Les actions violentes contre les civils ou les soldats israéliens se multiplient. De son côté l’Etat hébreu continue la répression des manifestants avec des raids dans les villes palestiniennes. Malgré les innombrables appels de l’ONU, de l’Union européenne et de la Ligue arabe, les affrontements s’intensifient et perdurent. A la fin de l’année 2002, soit 27 mois d’intifada, 2073 Palestiniens et 685 Israéliens sont morts.

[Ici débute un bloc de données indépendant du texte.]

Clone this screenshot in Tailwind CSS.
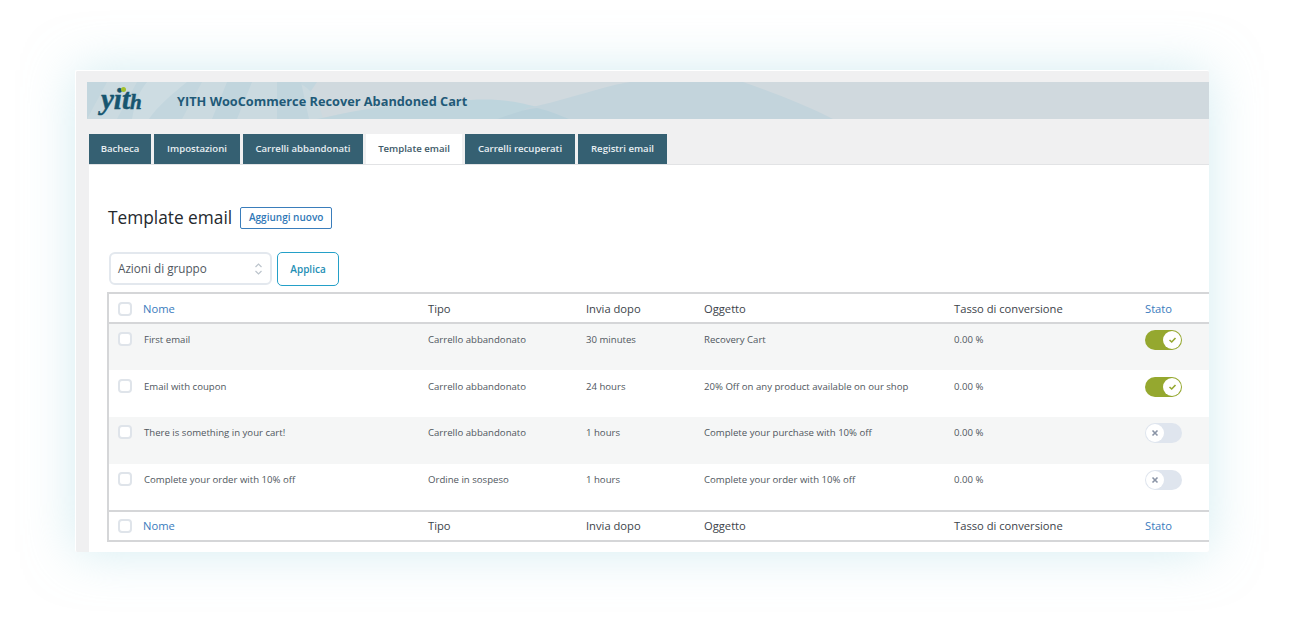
<!DOCTYPE html>
<html lang="en">

<head>
    <meta charset="UTF-8">
    <title>Template email</title>
    <script src="https://cdn.jsdelivr.net/npm/@tailwindcss/browser@4"></script>
</head>

<body class="bg-white h-[635px] overflow-hidden font-['Open_Sans',sans-serif]">

    <div class="pt-[70px] pl-[75px]">
        <div class="w-[1134px] h-[482px] bg-[#f0f0f1] pt-[11px] pl-[11px] overflow-hidden rounded-[2px] border-t border-l border-white shadow-[0_0_50px_rgba(170,220,230,0.5)]">

            <!-- Banner -->
            <div class="relative h-[37px] bg-[#d0d9de] flex items-center overflow-hidden">
                <svg class="absolute inset-0" width="1122" height="37" viewBox="0 0 1122 37">
                    <path d="M0 0H230L205 37H0Z" fill="#c3d6de" />
                    <path d="M20 0H50L30 37H0Z" fill="#cbdae0" />
                    <path d="M60 0H100C85 12 70 25 62 37H45C48 20 52 10 60 0Z" fill="#cddce2" />
                    <path d="M115 0H205C222 0 232 20 236 37H95Z" fill="#cbdae0" />
                    <path d="M140 0H165L150 37H125Z" fill="#c1d5dd" />
                    <path d="M190 0H214L222 37H190Z" fill="#c1d5dd" />
                    <path d="M230 37C290 24 320 20 383 18C430 18 455 26 480 37Z" fill="#c0d5dd" />
                    <path d="M383 37V18C420 16 440 22 460 28L500 37Z" fill="#bed5dd" />
                    <path d="M440 26C480 18 520 3 543 0H656C690 12 720 24 746 37H430C432 32 436 28 440 26Z" fill="#c3d4dc" />
                    <path d="M410 37C425 32 438 27 450 26C460 28 472 33 482 37Z" fill="#b8d0da" />
                </svg>
                <span class="relative ml-[14px] w-[76px] font-['Liberation_Serif',serif] italic font-bold text-[29px] leading-[37px] text-[#17556f] [-webkit-text-stroke:0.5px_#17556f]">yit<span class="text-[21px]">h</span></span>
                <span class="absolute left-[34px] top-[5px] w-[5px] h-[5px] rounded-full bg-[#a3c02c]"></span>
                <span class="relative mt-[2px] text-[12.75px] font-bold text-[#1f5a78]">YITH WooCommerce Recover Abandoned Cart</span>
            </div>

            <!-- Tabs -->
            <div class="flex gap-[3px] pl-[2px] mt-[15px] h-[30px] text-[9.6px] font-semibold">
                <a class="w-[62px] pt-[1px] flex items-center justify-center bg-[#356072] text-[#e8eff2]">Bacheca</a>
                <a class="w-[86px] pt-[1px] flex items-center justify-center bg-[#356072] text-[#e8eff2]">Impostazioni</a>
                <a class="w-[120px] pt-[1px] flex items-center justify-center bg-[#356072] text-[#e8eff2]">Carrelli abbandonati</a>
                <a class="w-[96px] pt-[1px] flex items-center justify-center bg-white text-[#3e5a68]">Template email</a>
                <a class="w-[110px] pt-[1px] flex items-center justify-center bg-[#356072] text-[#e8eff2]">Carrelli recuperati</a>
                <a class="w-[89px] pt-[1px] flex items-center justify-center bg-[#356072] text-[#e8eff2]">Registri email</a>
            </div>

            <!-- Content -->
            <div class="ml-[2px] bg-white border-t border-[#e2e3e5] h-[389px] pl-[19px] overflow-hidden">
                <div class="flex items-center gap-[8px] mt-[41px] h-[23px]">
                    <h1 class="text-[17.3px] text-[#24292e] font-normal leading-[23px]">Template email</h1>
                    <button class="w-[92px] h-[22px] border border-[#3a7dbb] rounded-[2px] text-[#2f78b7] text-[10px] font-semibold">Aggiungi nuovo</button>
                </div>

                <div class="flex gap-[5px] mt-[23px] h-[34px]">
                    <div class="w-[163px] h-[33px] ml-[1px] border-2 border-[#e3e8ee] rounded-[6px] flex items-center justify-between pl-[7px] pr-[7px] text-[#50575e] text-[11.7px]">
                        <span>Azioni di gruppo</span>
                        <svg width="9" height="14" viewBox="0 0 9 14" fill="none" stroke="#bcc4cc" stroke-width="1.2">
                            <path d="M1.5 5L4.5 2L7.5 5M1.5 9L4.5 12L7.5 9" />
                        </svg>
                    </div>
                    <button class="w-[62px] h-[34px] border border-[#24a0c8] rounded-[5px] text-[#1f8fb5] text-[10px] font-semibold">Applica</button>
                </div>

                <!-- Table -->
                <div class="w-[1110px] mt-[6px] -ml-[1px] border-2 border-r-0 border-[#d5d6d8] text-[9.6px] text-[#50575e]">
                    <div class="grid grid-cols-[34px_285px_158px_118px_250px_191px_1fr] h-[30px] pt-[2px] items-center border-b-2 border-[#d5d6d8] text-[11.2px] font-medium text-[#3c434a]">
                        <span class="pl-[9px]"><span class="block w-[14px] h-[14px] bg-white border-2 border-[#dfe4ea] rounded-[4px]"></span></span>
                        <span class="text-[#3a7bbd] font-medium">Nome</span>
                        <span>Tipo</span>
                        <span>Invia dopo</span>
                        <span>Oggetto</span>
                        <span>Tasso di conversione</span>
                        <span class="text-[#3a7bbd]">Stato</span>
                    </div>

                    <div class="grid grid-cols-[34px_285px_158px_118px_250px_191px_1fr] h-[46px] pt-[9px] bg-[#f5f6f6]">
                        <span class="pl-[9px] -mt-[1px]"><span class="block w-[14px] h-[14px] bg-white border-2 border-[#dfe4ea] rounded-[4px]"></span></span>
                        <span class="pl-[1px]">First email</span>
                        <span>Carrello abbandonato</span>
                        <span>30 minutes</span>
                        <span>Recovery Cart</span>
                        <span>0.00 %</span>
                        <span class="block w-[37px] h-[20px] -mt-[3px] rounded-full bg-[#95a82f] relative"><span class="absolute right-[1px] top-[1px] w-[18px] h-[18px] rounded-full bg-white flex items-center justify-center"><svg width="9" height="8" viewBox="0 0 9 8" fill="none" stroke="#95a82f" stroke-width="1.6"><path d="M1.5 4L3.7 6L7.5 2" /></svg></span></span>
                    </div>

                    <div class="grid grid-cols-[34px_285px_158px_118px_250px_191px_1fr] h-[47px] pt-[10px] bg-white">
                        <span class="pl-[9px] -mt-[1px]"><span class="block w-[14px] h-[14px] bg-white border-2 border-[#dfe4ea] rounded-[4px]"></span></span>
                        <span class="pl-[1px]">Email with coupon</span>
                        <span>Carrello abbandonato</span>
                        <span>24 hours</span>
                        <span>20% Off on any product available on our shop</span>
                        <span>0.00 %</span>
                        <span class="block w-[37px] h-[20px] -mt-[3px] rounded-full bg-[#95a82f] relative"><span class="absolute right-[1px] top-[1px] w-[18px] h-[18px] rounded-full bg-white flex items-center justify-center"><svg width="9" height="8" viewBox="0 0 9 8" fill="none" stroke="#95a82f" stroke-width="1.6"><path d="M1.5 4L3.7 6L7.5 2" /></svg></span></span>
                    </div>

                    <div class="grid grid-cols-[34px_285px_158px_118px_250px_191px_1fr] h-[47px] pt-[9px] bg-[#f5f6f6]">
                        <span class="pl-[9px] -mt-[1px]"><span class="block w-[14px] h-[14px] bg-white border-2 border-[#dfe4ea] rounded-[4px]"></span></span>
                        <span class="pl-[1px]">There is something in your cart!</span>
                        <span>Carrello abbandonato</span>
                        <span>1 hours</span>
                        <span>Complete your purchase with 10% off</span>
                        <span>0.00 %</span>
                        <span class="block w-[37px] h-[20px] -mt-[3px] rounded-full bg-[#dfe5ee] relative"><span class="absolute left-[1px] top-[1px] w-[18px] h-[18px] rounded-full bg-white flex items-center justify-center"><svg width="8" height="8" viewBox="0 0 8 8" fill="none" stroke="#8a94a6" stroke-width="1.6"><path d="M1.5 1.5L6.5 6.5M6.5 1.5L1.5 6.5" /></svg></span></span>
                    </div>

                    <div class="grid grid-cols-[34px_285px_158px_118px_250px_191px_1fr] h-[46px] pt-[9px] bg-white">
                        <span class="pl-[9px] -mt-[1px]"><span class="block w-[14px] h-[14px] bg-white border-2 border-[#dfe4ea] rounded-[4px]"></span></span>
                        <span class="pl-[1px]">Complete your order with 10% off</span>
                        <span>Ordine in sospeso</span>
                        <span>1 hours</span>
                        <span>Complete your order with 10% off</span>
                        <span>0.00 %</span>
                        <span class="block w-[37px] h-[20px] -mt-[3px] rounded-full bg-[#dfe5ee] relative"><span class="absolute left-[1px] top-[1px] w-[18px] h-[18px] rounded-full bg-white flex items-center justify-center"><svg width="8" height="8" viewBox="0 0 8 8" fill="none" stroke="#8a94a6" stroke-width="1.6"><path d="M1.5 1.5L6.5 6.5M6.5 1.5L1.5 6.5" /></svg></span></span>
                    </div>

                    <div class="grid grid-cols-[34px_285px_158px_118px_250px_191px_1fr] h-[30px] items-center border-t-2 border-[#d5d6d8] text-[11.2px] font-medium text-[#3c434a]">
                        <span class="pl-[9px]"><span class="block w-[14px] h-[14px] bg-white border-2 border-[#dfe4ea] rounded-[4px]"></span></span>
                        <span class="text-[#3a7bbd] font-medium">Nome</span>
                        <span>Tipo</span>
                        <span>Invia dopo</span>
                        <span>Oggetto</span>
                        <span>Tasso di conversione</span>
                        <span class="text-[#3a7bbd]">Stato</span>
                    </div>
                </div>
            </div>
        </div>
    </div>

</body>

</html>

Le premier soulèvement de 1987 était la conséquence de l’occupation de 52% de la Cisjordanie et de 11% de Gaza et à l’emprisonnement de plus de 10 000 activistes politiques palestiniens. L’assassinat d’un membre de Tsahal à Gaza le 6 décembre 1987 et la mort de trois palestiniens le surlendemain provoque l’étincelle. Les Palestiniens armés de pierres et de cocktails molotov artisanaux s’en prennent aux forces de l’ordre alors que l’armée israélienne tente de mater la révolte en instaurant des couvre-feux, des checkpoints, des arrestations massives. Peu à peu l’Organisation de libération de Palestine se retrouve affaiblie dans sa lutte contre les autorités israéliennes. C’est dans ce contexte que le Hamas voit le jour en 1988 avec une idéologie nettement plus radicale et jusqu’au boutiste dans sa volonté de reprendre les territoires perdus. Le bilan de ce premier soulèvement recense plus de 1 100 morts côté palestinien et 160 côté israélien.
Au vu du déroulement des deux premières intifada, la situation actuelle en Cisjordanie, à Jérusalem ou à Gaza s’apparente aux prémices de ce qu’il s’est déjà passé en 1987 et en 2000.